# I already know the reason, but will DISH ever offer YES Network??!!



## deepen10 (Jan 12, 2010)

I am a diehard Yankees and Nets fan and it sucks that I can only watch a select number of games every year. The only place I can watch NETS games are on online streaming sites, but that's not fun. And the Yankees only on ESPN or on my NY Locals once a week. This is one of my reasons I might just switch to DirecTV or Cablevision in a few months when my DISH contract ends.


----------



## James Long (Apr 17, 2003)

Do not expect DISH to add YES ... and you can read threads on this site going back at least seven years stating that.

DirecTV: Order Now 1-888-777-2454

DISH's cancellation fees are only $17.50 or less per month, if you're still in contract.
If you're really a sports fan it will be worth the cost to make the move.
Don't wait, call now. DirecTV's "Free HD for Life" offer for new customers expires July 21st.


----------



## Paul Secic (Dec 16, 2003)

deepen10 said:


> I am a diehard Yankees and Nets fan and it sucks that I can only watch a select number of games every year. The only place I can watch NETS games are on online streaming sites, but that's not fun. And the Yankees only on ESPN or on my NY Locals once a week. This is one of my reasons I might just switch to DirecTV or Cablevision in a few months when my DISH contract ends.
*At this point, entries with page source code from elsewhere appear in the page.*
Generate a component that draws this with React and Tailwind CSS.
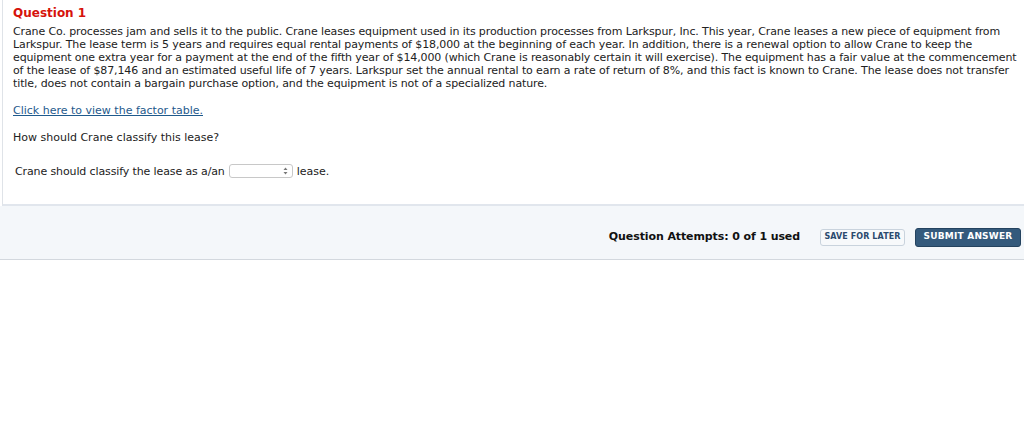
import React from 'react';

const font = { fontFamily: '"DejaVu Sans", Verdana, sans-serif' };

const App = () => {
  return (
    <div className="w-[1024px] h-[445px] bg-white text-[11px] text-[#222]" style={font}>
      {/* Question box */}
      <div className="ml-[2px] border-l border-[#dfe3e8] pl-[10px] pr-0 pt-[6px] pb-[26px] border-b-2 border-b-[#e1e6ed]">
        <div className="text-[#d6120b] font-bold text-[12px] leading-[14px] mb-[5px]">Question 1</div>
        <p className="leading-[13px] tracking-[-0.12px]">
          Crane Co. processes jam and sells it to the public. Crane leases equipment used in its production processes from Larkspur, Inc. This year, Crane leases a new piece of equipment from Larkspur. The lease term is 5 years and requires equal rental payments of $18,000 at the beginning of each year. In addition, there is a renewal option to allow Crane to keep the equipment one extra year for a payment at the end of the fifth year of $14,000 (which Crane is reasonably certain it will exercise). The equipment has a fair value at the commencement of the lease of $87,146 and an estimated useful life of 7 years. Larkspur set the annual rental to earn a rate of return of 8%, and this fact is known to Crane. The lease does not transfer title, does not contain a bargain purchase option, and the equipment is not of a specialized nature.
        </p>
        <a href="#" className="block mt-[14px] leading-[13px] text-[#1f5a8c] underline">
          Click here to view the factor table.
        </a>
        <p className="mt-[14px] leading-[13px]">How should Crane classify this lease?</p>
        <div className="mt-[20px] ml-[2px] flex items-center gap-[4px] leading-[13px]">
          <span className="tracking-[-0.12px]">Crane should classify the lease as a/an</span>
          <span className="relative inline-block w-[64px] h-[14px] border border-[#c8c8c8] rounded-[3px] bg-white">
            <svg className="absolute right-[4px] top-[2px]" width="5" height="8" viewBox="0 0 5 8">
              <path d="M0.5 3 L2.5 0.5 L4.5 3 Z" fill="#777" />
              <path d="M0.5 5 L2.5 7.5 L4.5 5 Z" fill="#777" />
            </svg>
          </span>
          <span>lease.</span>
        </div>
      </div>

      {/* Footer */}
      <div className="h-[54px] pt-[9px] bg-[#f4f7fa] border-b border-[#d3d8de] flex items-center justify-end pr-[3px]">
        <span className="font-bold text-[11px] text-[#111] mr-[20px] tracking-[-0.1px]">Question Attempts: 0 of 1 used</span>
        <button className="h-[17px] w-[85px] mr-[10px] bg-[#f7f9fb] border border-[#c9d3dd] rounded-[3px] text-[#2b4a6e] font-bold text-[8px] tracking-[0.1px]">
          SAVE FOR LATER
        </button>
        <button className="h-[19px] w-[106px] bg-[#345a7c] border border-[#24435f] rounded-[3px] text-white font-bold text-[9px] tracking-[0.2px]">
          SUBMIT ANSWER
        </button>
      </div>
    </div>
  );
};

export default App;
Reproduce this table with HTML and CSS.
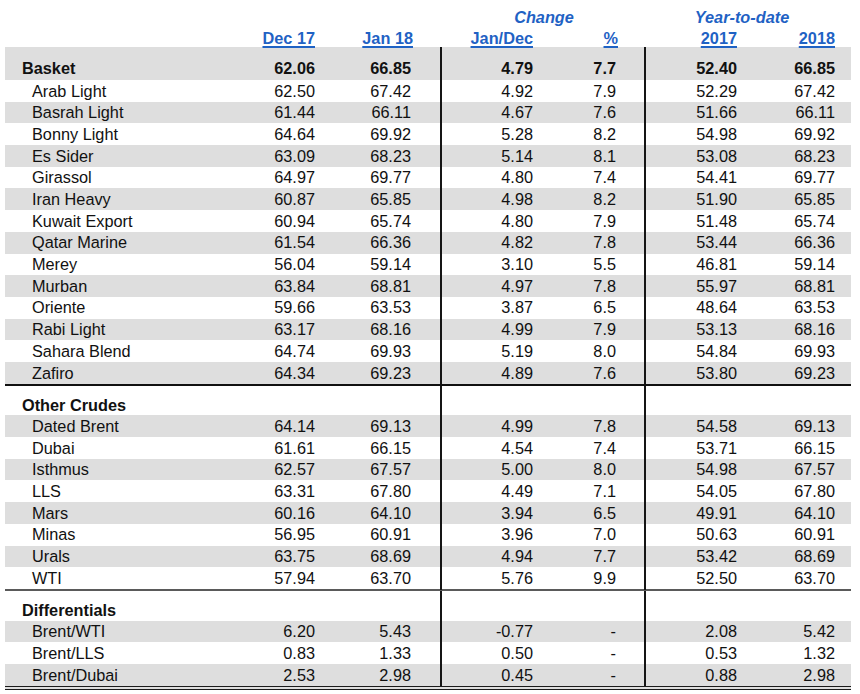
FILE: index.html
```html
<!DOCTYPE html>
<html lang="en">
<head>
<meta charset="utf-8">
<title>Crude oil prices</title>
<link rel="stylesheet" href="styles.css">
</head>
<body>
<div class="sheet">
  <div class="hrow h1">
    <div class="span-change">Change</div>
    <div class="span-ytd">Year-to-date</div>
  </div>
  <div class="hrow h2">
    <div class="c1"></div>
    <div class="c2"><u>Dec 17</u></div>
    <div class="c3"><u>Jan 18</u></div>
    <div class="c4"><u>Jan/Dec</u></div>
    <div class="c5"><u>%</u></div>
    <div class="c6"><u>2017</u></div>
    <div class="c7"><u>2018</u></div>
  </div>

  <div class="row alt top bold">
    <div class="c1">Basket</div><div class="c2">62.06</div><div class="c3">66.85</div><div class="c4">4.79</div><div class="c5">7.7</div><div class="c6">52.40</div><div class="c7">66.85</div>
  </div>
  <div class="row sub"><div class="c1">Arab Light</div><div class="c2">62.50</div><div class="c3">67.42</div><div class="c4">4.92</div><div class="c5">7.9</div><div class="c6">52.29</div><div class="c7">67.42</div></div>
  <div class="row sub alt"><div class="c1">Basrah Light</div><div class="c2">61.44</div><div class="c3">66.11</div><div class="c4">4.67</div><div class="c5">7.6</div><div class="c6">51.66</div><div class="c7">66.11</div></div>
  <div class="row sub"><div class="c1">Bonny Light</div><div class="c2">64.64</div><div class="c3">69.92</div><div class="c4">5.28</div><div class="c5">8.2</div><div class="c6">54.98</div><div class="c7">69.92</div></div>
  <div class="row sub alt"><div class="c1">Es Sider</div><div class="c2">63.09</div><div class="c3">68.23</div><div class="c4">5.14</div><div class="c5">8.1</div><div class="c6">53.08</div><div class="c7">68.23</div></div>
  <div class="row sub"><div class="c1">Girassol</div><div class="c2">64.97</div><div class="c3">69.77</div><div class="c4">4.80</div><div class="c5">7.4</div><div class="c6">54.41</div><div class="c7">69.77</div></div>
  <div class="row sub alt"><div class="c1">Iran Heavy</div><div class="c2">60.87</div><div class="c3">65.85</div><div class="c4">4.98</div><div class="c5">8.2</div><div class="c6">51.90</div><div class="c7">65.85</div></div>
  <div class="row sub"><div class="c1">Kuwait Export</div><div class="c2">60.94</div><div class="c3">65.74</div><div class="c4">4.80</div><div class="c5">7.9</div><div class="c6">51.48</div><div class="c7">65.74</div></div>
  <div class="row sub alt"><div class="c1">Qatar Marine</div><div class="c2">61.54</div><div class="c3">66.36</div><div class="c4">4.82</div><div class="c5">7.8</div><div class="c6">53.44</div><div class="c7">66.36</div></div>
  <div class="row sub"><div class="c1">Merey</div><div class="c2">56.04</div><div class="c3">59.14</div><div class="c4">3.10</div><div class="c5">5.5</div><div class="c6">46.81</div><div class="c7">59.14</div></div>
  <div class="row sub alt"><div class="c1">Murban</div><div class="c2">63.84</div><div class="c3">68.81</div><div class="c4">4.97</div><div class="c5">7.8</div><div class="c6">55.97</div><div class="c7">68.81</div></div>
  <div class="row sub"><div class="c1">Oriente</div><div class="c2">59.66</div><div class="c3">63.53</div><div class="c4">3.87</div><div class="c5">6.5</div><div class="c6">48.64</div><div class="c7">63.53</div></div>
  <div class="row sub alt"><div class="c1">Rabi Light</div><div class="c2">63.17</div><div class="c3">68.16</div><div class="c4">4.99</div><div class="c5">7.9</div><div class="c6">53.13</div><div class="c7">68.16</div></div>
  <div class="row sub"><div class="c1">Sahara Blend</div><div class="c2">64.74</div><div class="c3">69.93</div><div class="c4">5.19</div><div class="c5">8.0</div><div class="c6">54.84</div><div class="c7">69.93</div></div>
  <div class="row sub alt rule-black"><div class="c1">Zafiro</div><div class="c2">64.34</div><div class="c3">69.23</div><div class="c4">4.89</div><div class="c5">7.6</div><div class="c6">53.80</div><div class="c7">69.23</div></div>

  <div class="row section bold"><div class="c1">Other Crudes</div><div class="c2"></div><div class="c3"></div><div class="c4"></div><div class="c5"></div><div class="c6"></div><div class="c7"></div></div>
  <div class="row sub alt"><div class="c1">Dated Brent</div><div class="c2">64.14</div><div class="c3">69.13</div><div class="c4">4.99</div><div class="c5">7.8</div><div class="c6">54.58</div><div class="c7">69.13</div></div>
  <div class="row sub"><div class="c1">Dubai</div><div class="c2">61.61</div><div class="c3">66.15</div><div class="c4">4.54</div><div class="c5">7.4</div><div class="c6">53.71</div><div class="c7">66.15</div></div>
  <div class="row sub alt"><div class="c1">Isthmus</div><div class="c2">62.57</div><div class="c3">67.57</div><div class="c4">5.00</div><div class="c5">8.0</div><div class="c6">54.98</div><div class="c7">67.57</div></div>
  <div class="row sub"><div class="c1">LLS</div><div class="c2">63.31</div><div class="c3">67.80</div><div class="c4">4.49</div><div class="c5">7.1</div><div class="c6">54.05</div><div class="c7">67.80</div></div>
  <div class="row sub alt"><div class="c1">Mars</div><div class="c2">60.16</div><div class="c3">64.10</div><div class="c4">3.94</div><div class="c5">6.5</div><div class="c6">49.91</div><div class="c7">64.10</div></div>
  <div class="row sub"><div class="c1">Minas</div><div class="c2">56.95</div><div class="c3">60.91</div><div class="c4">3.96</div><div class="c5">7.0</div><div class="c6">50.63</div><div class="c7">60.91</div></div>
  <div class="row sub alt"><div class="c1">Urals</div><div class="c2">63.75</div><div class="c3">68.69</div><div class="c4">4.94</div><div class="c5">7.7</div><div class="c6">53.42</div><div class="c7">68.69</div></div>
  <div class="row sub rule-gray"><div class="c1">WTI</div><div class="c2">57.94</div><div class="c3">63.70</div><div class="c4">5.76</div><div class="c5">9.9</div><div class="c6">52.50</div><div class="c7">63.70</div></div>

  <div class="row section bold"><div class="c1">Differentials</div><div class="c2"></div><div class="c3"></div><div class="c4"></div><div class="c5"></div><div class="c6"></div><div class="c7"></div></div>
  <div class="row sub alt"><div class="c1">Brent/WTI</div><div class="c2">6.20</div><div class="c3">5.43</div><div class="c4">-0.77</div><div class="c5">-</div><div class="c6">2.08</div><div class="c7">5.42</div></div>
  <div class="row sub"><div class="c1">Brent/LLS</div><div class="c2">0.83</div><div class="c3">1.33</div><div class="c4">0.50</div><div class="c5">-</div><div class="c6">0.53</div><div class="c7">1.32</div></div>
  <div class="row sub alt rule-double"><div class="c1">Brent/Dubai</div><div class="c2">2.53</div><div class="c3">2.98</div><div class="c4">0.45</div><div class="c5">-</div><div class="c6">0.88</div><div class="c7">2.98</div></div>
</div>
</body>
</html>
```

FILE: styles.css
```css
* { box-sizing: border-box; }

html, body {
  margin: 0;
  padding: 0;
  background: #ffffff;
}

body {
  font-family: "Liberation Sans", Arial, sans-serif;
  font-size: 16.3px;
  color: #111111;
}

.sheet {
  padding: 6px 9px 0 5px;
  width: 860px;
}

.hrow,
.row {
  display: grid;
  grid-template-columns: 245px 70px 122px 96px 108px 96px 109px;
  width: 846px;
}

/* header */
.hrow {
  color: #1f62c4;
  font-weight: bold;
  text-align: right;
}

.h1 {
  height: 21px;
  line-height: 23px;
  font-style: italic;
}

.span-change {
  grid-column: 4 / 6;
  text-align: center;
}

.span-ytd {
  grid-column: 6 / 8;
  text-align: center;
  padding-right: 13px;
}

.h2 {
  height: 20px;
  line-height: 23px;
}

.hrow u {
  text-decoration-thickness: 1.5px;
  text-underline-offset: 1.5px;
}

/* columns */
.c1 { padding-left: 17px; text-align: left; white-space: nowrap; }
.c2 { padding-right: 5px; text-align: right; }
.c3 { padding-right: 29px; text-align: right; }
.c4 { padding-right: 5px; text-align: right; }
.c5 { padding-right: 28px; text-align: right; }
.c6 { padding-right: 5px; text-align: right; }
.c7 { padding-right: 16px; text-align: right; }

.row .c3,
.row .c5 {
  border-right: 2px solid #151515;
}

/* body rows */
.row {
  height: 21.7px;
  line-height: 21.7px;
}

.row > div {
  padding-top: 0.6px;
}

.row.alt {
  background: #dedede;
}

.row.sub .c1 {
  padding-left: 27px;
}

.row.bold {
  font-weight: bold;
}

.row.top {
  height: 33px;
}

.row.top > div {
  padding-top: 11.4px;
}

.row.section {
  height: 29.8px;
}

.row.section > div {
  padding-top: 9px;
}

.row.rule-black {
  height: 23.7px;
  border-bottom: 2px solid #111111;
}

.row.rule-gray {
  height: 23.7px;
  border-bottom: 2px solid #5a5a5a;
}

.row.rule-double {
  height: 25.7px;
  border-bottom: 4px double #1a1a1a;
}
```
YES will never be on Dish so take James's advice.


----------



## scooper (Apr 22, 2002)

If watching the Yankees on YES is THAT important - switch to DirectTV. Or your local cable company that also carries YES . No questions. 

Until YES will let Dish have it only to the regional subs (or nationwide in a sports package) - you're wanting to Dish to offer YES is a moot point. I for one do not want my Dish bill going up so you can have YES.


----------



## lman12 (May 23, 2007)

deepen10 said:


> I am a diehard Yankees and Nets fan and it sucks that I can only watch a select number of games every year. The only place I can watch NETS games are on online streaming sites, but that's not fun. And the Yankees only on ESPN or on my NY Locals once a week. This is one of my reasons I might just switch to DirecTV or Cablevision in a few months when my DISH contract ends.


As stated, go with Directv. Having had both services and currently Directv only, IMO Dish is an odd ball company in they decide what to carry/not carry without the input of their customers. As long a Charlie is at the helm, forget about YES.


----------



## deepen10 (Jan 12, 2010)

lman12 said:


> As stated, go with Directv. Having had both services and currently Directv only, IMO Dish is an odd ball company in they decide what to carry/not carry without the input of their customers. As long a Charlie is at the helm, forget about YES.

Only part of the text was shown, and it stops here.